REQUIRED TASK: Check each line of the listing for the word "this" and give only the number of lines that have it.

#### SUPPLIED DATA ####

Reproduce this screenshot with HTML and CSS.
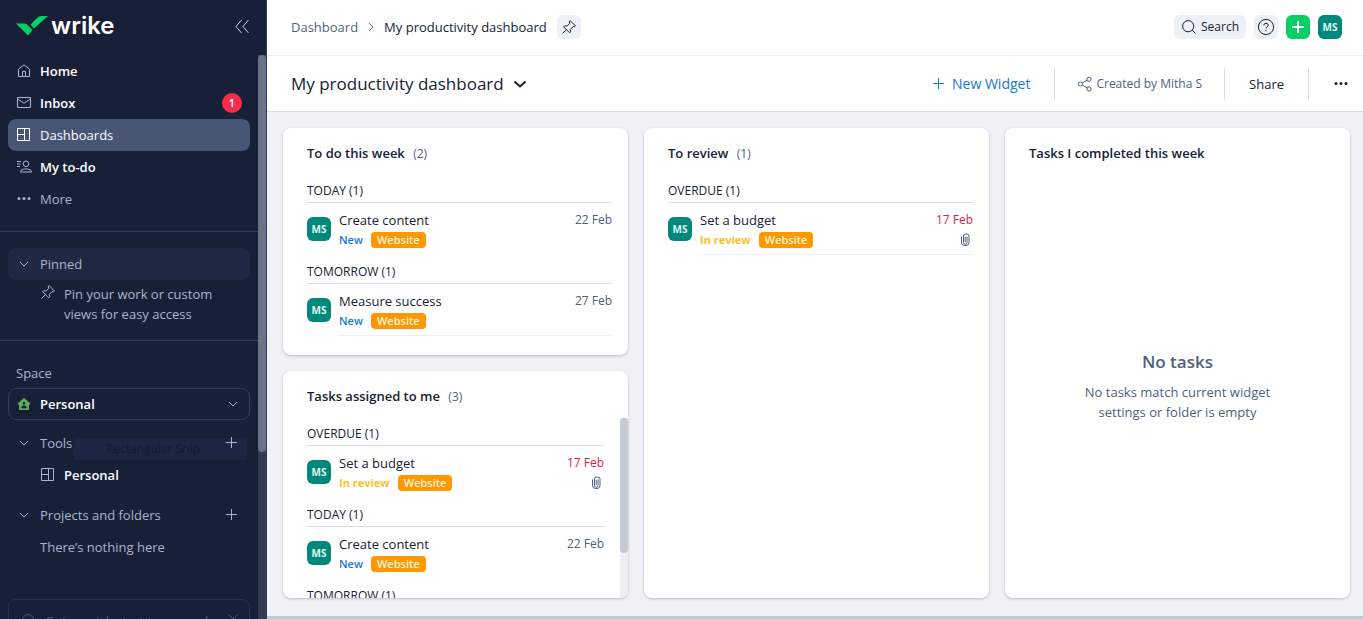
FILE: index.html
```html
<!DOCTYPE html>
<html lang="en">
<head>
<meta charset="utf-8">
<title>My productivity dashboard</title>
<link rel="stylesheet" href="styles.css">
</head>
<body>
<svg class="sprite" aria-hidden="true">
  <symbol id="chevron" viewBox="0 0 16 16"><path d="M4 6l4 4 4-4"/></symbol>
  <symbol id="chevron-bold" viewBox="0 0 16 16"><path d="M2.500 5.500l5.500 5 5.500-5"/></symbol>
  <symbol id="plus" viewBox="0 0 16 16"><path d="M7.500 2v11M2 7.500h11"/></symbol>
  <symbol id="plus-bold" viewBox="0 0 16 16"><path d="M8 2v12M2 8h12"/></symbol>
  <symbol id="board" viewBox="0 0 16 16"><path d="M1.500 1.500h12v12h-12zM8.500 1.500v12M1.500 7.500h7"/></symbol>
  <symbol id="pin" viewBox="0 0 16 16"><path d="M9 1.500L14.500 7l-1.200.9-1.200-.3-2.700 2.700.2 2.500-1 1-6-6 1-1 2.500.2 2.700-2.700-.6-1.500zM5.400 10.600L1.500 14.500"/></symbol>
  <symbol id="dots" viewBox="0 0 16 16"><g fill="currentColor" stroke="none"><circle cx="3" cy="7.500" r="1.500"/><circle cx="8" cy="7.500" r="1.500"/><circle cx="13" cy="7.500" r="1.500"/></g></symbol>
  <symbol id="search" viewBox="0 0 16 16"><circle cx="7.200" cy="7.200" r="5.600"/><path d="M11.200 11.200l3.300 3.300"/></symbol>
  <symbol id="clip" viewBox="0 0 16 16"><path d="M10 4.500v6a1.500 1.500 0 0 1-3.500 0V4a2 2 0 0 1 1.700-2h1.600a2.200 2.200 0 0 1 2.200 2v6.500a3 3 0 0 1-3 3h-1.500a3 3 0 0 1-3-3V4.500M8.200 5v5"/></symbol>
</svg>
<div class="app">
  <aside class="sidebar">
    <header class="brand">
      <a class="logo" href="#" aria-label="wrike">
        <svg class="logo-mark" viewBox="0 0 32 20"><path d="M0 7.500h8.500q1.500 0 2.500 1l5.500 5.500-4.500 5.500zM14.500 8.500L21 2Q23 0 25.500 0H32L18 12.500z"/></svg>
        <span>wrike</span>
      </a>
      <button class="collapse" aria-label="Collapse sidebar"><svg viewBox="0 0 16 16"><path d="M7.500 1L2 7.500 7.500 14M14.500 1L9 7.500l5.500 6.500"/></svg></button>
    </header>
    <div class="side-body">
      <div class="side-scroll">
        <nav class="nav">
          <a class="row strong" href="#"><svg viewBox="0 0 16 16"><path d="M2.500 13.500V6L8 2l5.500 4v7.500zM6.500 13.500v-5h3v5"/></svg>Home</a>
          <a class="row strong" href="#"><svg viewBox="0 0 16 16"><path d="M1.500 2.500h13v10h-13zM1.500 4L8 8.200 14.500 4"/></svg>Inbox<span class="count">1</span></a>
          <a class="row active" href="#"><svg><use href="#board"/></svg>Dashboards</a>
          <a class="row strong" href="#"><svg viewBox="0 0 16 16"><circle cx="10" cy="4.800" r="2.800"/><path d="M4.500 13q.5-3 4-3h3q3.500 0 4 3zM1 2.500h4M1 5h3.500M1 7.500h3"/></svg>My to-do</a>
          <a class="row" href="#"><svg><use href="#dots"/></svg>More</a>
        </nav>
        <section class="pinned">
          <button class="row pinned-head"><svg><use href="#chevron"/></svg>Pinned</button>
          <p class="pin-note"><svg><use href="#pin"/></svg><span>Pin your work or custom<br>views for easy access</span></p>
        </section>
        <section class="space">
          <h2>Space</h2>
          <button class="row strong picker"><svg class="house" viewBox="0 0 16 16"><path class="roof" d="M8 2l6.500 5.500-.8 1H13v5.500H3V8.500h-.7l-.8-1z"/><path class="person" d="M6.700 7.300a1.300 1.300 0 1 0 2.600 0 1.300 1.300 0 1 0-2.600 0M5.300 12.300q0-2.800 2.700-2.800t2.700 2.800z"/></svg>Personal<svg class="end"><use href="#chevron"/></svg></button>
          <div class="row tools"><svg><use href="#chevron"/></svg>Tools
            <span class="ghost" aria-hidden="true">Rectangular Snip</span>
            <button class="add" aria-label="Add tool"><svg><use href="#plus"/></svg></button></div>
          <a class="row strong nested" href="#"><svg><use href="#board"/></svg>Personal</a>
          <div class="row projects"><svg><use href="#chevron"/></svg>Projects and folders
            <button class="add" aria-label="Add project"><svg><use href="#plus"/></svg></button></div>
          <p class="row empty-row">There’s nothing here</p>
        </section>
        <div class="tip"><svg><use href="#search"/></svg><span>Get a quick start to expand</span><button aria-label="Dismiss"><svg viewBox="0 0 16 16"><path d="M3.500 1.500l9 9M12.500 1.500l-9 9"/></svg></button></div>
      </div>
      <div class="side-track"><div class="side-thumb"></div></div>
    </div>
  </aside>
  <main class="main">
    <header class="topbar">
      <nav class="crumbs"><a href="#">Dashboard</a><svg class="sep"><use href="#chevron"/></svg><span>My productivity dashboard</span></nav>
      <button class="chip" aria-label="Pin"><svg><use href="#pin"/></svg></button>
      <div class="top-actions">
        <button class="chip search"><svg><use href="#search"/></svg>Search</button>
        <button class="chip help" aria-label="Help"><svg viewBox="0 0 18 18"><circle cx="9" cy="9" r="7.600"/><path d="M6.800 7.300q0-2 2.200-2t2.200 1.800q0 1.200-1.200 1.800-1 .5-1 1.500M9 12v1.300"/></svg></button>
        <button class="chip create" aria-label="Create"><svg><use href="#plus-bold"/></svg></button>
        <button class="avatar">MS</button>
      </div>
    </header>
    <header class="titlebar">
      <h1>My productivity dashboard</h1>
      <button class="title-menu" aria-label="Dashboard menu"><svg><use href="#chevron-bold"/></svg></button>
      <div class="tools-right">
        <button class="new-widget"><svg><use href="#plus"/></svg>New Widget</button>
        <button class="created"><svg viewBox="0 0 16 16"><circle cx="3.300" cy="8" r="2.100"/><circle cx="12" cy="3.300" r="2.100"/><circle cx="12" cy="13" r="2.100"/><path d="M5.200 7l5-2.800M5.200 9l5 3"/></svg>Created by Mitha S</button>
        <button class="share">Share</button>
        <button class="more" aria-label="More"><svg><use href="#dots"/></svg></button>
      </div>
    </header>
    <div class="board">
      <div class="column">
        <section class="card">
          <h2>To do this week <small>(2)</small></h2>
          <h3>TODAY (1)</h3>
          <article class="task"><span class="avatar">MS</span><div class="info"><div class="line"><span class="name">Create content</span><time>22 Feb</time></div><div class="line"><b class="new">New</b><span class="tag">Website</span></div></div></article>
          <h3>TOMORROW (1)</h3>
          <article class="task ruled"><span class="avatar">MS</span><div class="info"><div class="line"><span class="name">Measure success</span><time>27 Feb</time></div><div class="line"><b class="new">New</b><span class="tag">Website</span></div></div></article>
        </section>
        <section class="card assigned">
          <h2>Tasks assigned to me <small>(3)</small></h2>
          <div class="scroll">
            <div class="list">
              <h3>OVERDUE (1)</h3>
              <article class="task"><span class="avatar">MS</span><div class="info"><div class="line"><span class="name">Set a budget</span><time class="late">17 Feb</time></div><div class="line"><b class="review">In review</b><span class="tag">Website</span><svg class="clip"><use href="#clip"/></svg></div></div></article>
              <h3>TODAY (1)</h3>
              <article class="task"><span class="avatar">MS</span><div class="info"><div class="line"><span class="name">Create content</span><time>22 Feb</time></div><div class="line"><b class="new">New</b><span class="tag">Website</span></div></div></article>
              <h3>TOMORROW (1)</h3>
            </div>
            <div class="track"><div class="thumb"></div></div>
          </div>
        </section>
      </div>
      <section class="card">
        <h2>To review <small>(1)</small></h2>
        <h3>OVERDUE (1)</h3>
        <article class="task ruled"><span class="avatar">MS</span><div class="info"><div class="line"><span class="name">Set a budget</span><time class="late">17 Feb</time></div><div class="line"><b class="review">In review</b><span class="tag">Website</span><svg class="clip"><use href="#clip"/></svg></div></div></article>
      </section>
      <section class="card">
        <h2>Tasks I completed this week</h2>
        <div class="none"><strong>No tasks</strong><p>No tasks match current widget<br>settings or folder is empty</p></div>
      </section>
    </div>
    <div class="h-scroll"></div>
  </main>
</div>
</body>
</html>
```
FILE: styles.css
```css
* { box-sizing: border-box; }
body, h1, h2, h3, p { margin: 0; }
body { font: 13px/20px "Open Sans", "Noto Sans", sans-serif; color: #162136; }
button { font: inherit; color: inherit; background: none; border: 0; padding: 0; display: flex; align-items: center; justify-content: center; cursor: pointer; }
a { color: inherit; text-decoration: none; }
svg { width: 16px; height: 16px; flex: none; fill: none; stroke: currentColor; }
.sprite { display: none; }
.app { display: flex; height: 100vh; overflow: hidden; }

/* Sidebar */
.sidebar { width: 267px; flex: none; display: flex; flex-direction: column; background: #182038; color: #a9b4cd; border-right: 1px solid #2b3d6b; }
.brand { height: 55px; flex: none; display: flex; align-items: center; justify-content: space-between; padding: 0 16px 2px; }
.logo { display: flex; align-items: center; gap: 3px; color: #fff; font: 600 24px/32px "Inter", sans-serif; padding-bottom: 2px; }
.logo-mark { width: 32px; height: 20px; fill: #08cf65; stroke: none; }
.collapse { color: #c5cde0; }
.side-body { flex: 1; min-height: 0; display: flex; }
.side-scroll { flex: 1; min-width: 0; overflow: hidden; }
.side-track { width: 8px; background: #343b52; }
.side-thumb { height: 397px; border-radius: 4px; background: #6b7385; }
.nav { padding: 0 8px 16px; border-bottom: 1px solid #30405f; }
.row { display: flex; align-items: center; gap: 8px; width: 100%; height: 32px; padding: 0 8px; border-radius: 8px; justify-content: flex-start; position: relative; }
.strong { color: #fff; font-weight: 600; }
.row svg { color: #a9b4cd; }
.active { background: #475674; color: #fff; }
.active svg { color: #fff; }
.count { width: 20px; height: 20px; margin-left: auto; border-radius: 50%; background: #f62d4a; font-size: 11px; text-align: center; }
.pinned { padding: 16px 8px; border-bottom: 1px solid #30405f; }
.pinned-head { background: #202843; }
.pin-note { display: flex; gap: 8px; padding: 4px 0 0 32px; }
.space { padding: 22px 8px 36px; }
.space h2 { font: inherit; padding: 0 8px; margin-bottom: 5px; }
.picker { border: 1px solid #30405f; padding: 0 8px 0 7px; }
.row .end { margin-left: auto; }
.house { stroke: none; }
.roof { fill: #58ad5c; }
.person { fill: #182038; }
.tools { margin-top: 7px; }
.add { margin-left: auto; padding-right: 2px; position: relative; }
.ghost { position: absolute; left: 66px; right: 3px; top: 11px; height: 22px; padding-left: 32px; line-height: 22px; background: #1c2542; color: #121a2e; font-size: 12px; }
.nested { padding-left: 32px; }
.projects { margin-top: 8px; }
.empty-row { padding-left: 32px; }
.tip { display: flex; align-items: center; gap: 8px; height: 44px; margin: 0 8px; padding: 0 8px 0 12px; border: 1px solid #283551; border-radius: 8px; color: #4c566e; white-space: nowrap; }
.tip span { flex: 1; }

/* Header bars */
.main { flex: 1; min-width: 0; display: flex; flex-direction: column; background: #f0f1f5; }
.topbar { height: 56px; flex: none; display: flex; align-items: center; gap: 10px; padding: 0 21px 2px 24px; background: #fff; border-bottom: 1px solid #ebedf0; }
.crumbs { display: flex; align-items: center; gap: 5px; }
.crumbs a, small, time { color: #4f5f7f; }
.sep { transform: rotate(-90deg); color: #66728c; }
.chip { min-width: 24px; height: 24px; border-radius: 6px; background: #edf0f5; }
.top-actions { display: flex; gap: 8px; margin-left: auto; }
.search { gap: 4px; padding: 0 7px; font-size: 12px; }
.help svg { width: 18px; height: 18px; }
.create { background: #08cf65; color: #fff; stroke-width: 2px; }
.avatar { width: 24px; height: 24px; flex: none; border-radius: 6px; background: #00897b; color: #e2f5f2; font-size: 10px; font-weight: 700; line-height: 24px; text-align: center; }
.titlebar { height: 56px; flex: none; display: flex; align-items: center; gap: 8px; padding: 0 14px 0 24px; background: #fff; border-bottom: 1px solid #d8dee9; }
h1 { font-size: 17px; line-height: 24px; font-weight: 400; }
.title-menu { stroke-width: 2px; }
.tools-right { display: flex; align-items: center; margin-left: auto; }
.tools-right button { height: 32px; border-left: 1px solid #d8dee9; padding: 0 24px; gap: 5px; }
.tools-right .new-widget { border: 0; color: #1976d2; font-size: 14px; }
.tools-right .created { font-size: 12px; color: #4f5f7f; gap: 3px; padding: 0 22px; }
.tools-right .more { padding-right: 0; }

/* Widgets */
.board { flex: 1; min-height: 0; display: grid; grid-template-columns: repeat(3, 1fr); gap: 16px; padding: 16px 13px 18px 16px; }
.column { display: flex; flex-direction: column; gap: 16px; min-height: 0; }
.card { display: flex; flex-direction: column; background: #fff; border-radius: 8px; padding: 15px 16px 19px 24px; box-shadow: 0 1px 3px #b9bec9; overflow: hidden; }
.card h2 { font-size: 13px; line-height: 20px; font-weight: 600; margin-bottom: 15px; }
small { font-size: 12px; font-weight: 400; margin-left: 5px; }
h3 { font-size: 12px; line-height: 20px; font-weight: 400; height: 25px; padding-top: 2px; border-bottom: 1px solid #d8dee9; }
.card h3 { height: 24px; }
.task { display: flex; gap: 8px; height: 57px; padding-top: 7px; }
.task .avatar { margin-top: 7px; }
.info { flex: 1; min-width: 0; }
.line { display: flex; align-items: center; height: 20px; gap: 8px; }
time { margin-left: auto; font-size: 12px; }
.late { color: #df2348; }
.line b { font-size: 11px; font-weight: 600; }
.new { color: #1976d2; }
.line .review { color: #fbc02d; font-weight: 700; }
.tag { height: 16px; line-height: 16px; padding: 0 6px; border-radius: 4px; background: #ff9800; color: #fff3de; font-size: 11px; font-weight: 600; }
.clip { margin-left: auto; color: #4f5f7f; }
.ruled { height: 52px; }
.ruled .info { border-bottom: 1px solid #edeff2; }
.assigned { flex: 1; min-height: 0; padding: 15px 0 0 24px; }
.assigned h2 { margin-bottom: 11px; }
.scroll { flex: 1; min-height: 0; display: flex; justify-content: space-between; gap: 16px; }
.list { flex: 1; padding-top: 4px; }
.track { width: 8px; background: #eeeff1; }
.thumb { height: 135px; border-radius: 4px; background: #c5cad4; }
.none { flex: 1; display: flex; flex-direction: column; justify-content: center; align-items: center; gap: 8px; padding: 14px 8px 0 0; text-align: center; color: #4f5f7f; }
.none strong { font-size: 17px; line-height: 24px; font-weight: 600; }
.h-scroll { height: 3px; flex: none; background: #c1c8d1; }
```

####

REPLY TO THE EXERCISE: 3